🤖 AI Summary
This work identifies and formally names a previously uncharacterized phenomenon in text-to-image generation—Order-to-Space Bias (OTS)—where the sequential order of entities mentioned in a textual prompt inappropriately influences the spatial layout and role assignment in the generated image. To systematically evaluate this bias, we introduce OTS-Bench, the first dedicated benchmark employing paired prompts with controlled variables and a suite of layout-aware evaluation metrics to assess mainstream models. We further propose targeted fine-tuning and early-generation intervention strategies to mitigate OTS. Experimental results demonstrate that our approaches significantly alleviate the bias while preserving high-fidelity image synthesis.
📝 Abstract
We study a systematic bias in modern image generation models: the mention order of entities in text spuriously determines spatial layout and entity--role binding.
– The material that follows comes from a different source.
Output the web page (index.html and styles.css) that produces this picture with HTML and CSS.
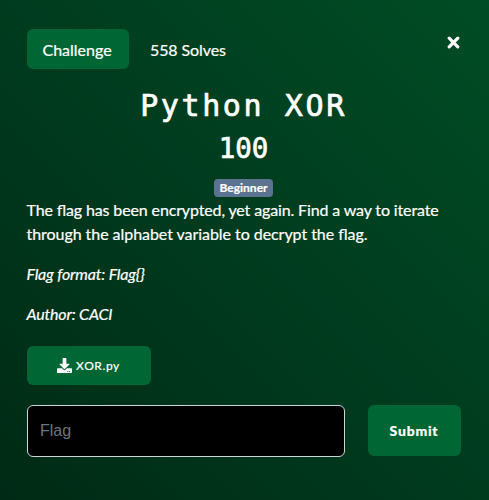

We term this phenomenon Order-to-Space Bias (OTS) and show that it arises in both text-to-image and image-to-image generation, often overriding grounded cues and causing incorrect layouts or swapped assignments. To quantify OTS, we introduce OTS-Bench, which isolates order effects with paired prompts differing only in entity order and evaluates models along two dimensions: homogenization and correctness. Experiments show that Order-to-Space Bias (OTS) is widespread in modern image generation models, and provide evidence that it is primarily data-driven and manifests during the early stages of layout formation. Motivated by this insight, we show that both targeted fine-tuning and early-stage intervention strategies can substantially reduce OTS, while preserving generation quality.